As their name suggests, pillar pages are a foundation of our content strategies. Sitting at the centre of our topic clusters, they essentially form a ‘gateway’ page from which a cluster of related articles link outwards.
By covering a breadth of questions and information about a topic, pillar pages provide lots of value to the human reader. Because visitors spend time on the pages, move around the links and get lots of value on the site, Google can also see that your page is informative and well-received. It ranks it more generously in the SERPs accordingly.
Here’s how to approach writing one.
Step 1 of the process
The content writer should refer to the client’s content calendar for a clear brief of the pillar page in question.
Step 2 of the process
If appropriate, the content writer should follow the process for preparing for and carrying out an interview.
Step 3 of the process
The content writer should open up and create a copy of the Pillar Page template
Step 4 of the process
Carry out any additional desk research. Working from this initial research, the details in the content calendar, and your transcription notes, sketch an outline of the piece of content.
Pillar pages are typically lengthy pages with multiple subsections linking out to more detailed articles. This is how the network of links out from the pillar page is formed. It should also feature prominent conversion points, often a recent guide or another long-form piece of content created for the client to drive conversions across the quarter.
Step 5 of the process
With a structure in place, draft the remainder of the article. Remember to include links throughout to relevant articles or webpages within the topic theme, as well as any external articles or pages that will be of interest and provide value to the reader.
Step 6 of the process
Another content writer will be designated in Teamwork as the second pair of eyes. Send the draft to this writer for their feedback and proofreading.

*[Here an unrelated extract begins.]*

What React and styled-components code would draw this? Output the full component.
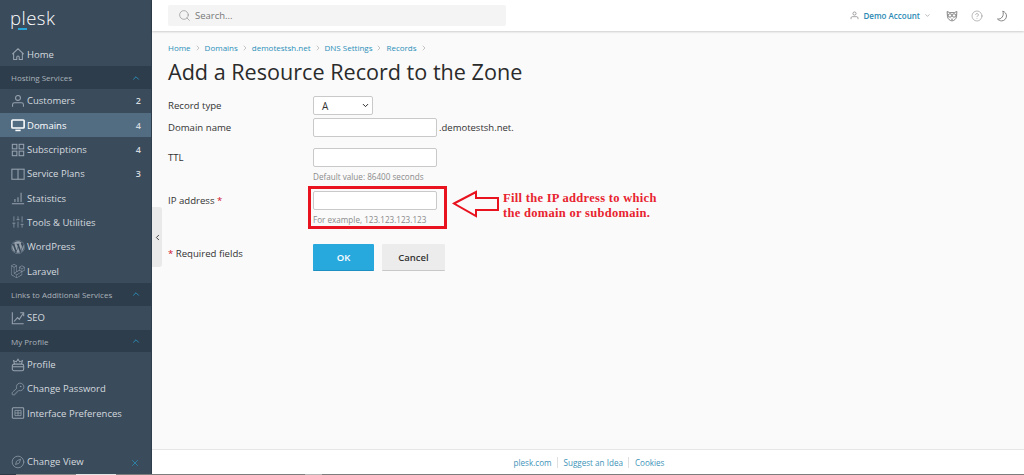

If the second writer feels unsure about the content from a strategic perspective, they can escalate this to the content strategist for their feedback. If they have a question about the writing itself, they can request that the head of content takes a look.
Step 7 of the process
Once the content has been reviewed and approved internally, the content writer should send it on to the client for review. If it is the first piece of content going over, it might be helpful to remind them of our two-revision policy, and that we would like their feedback and/or signoff within five working days to keep the process moving.
Step 8 of the process
Once any edits have been implemented and the content is signed off, it should be passed onto the marketing team for upload and publication.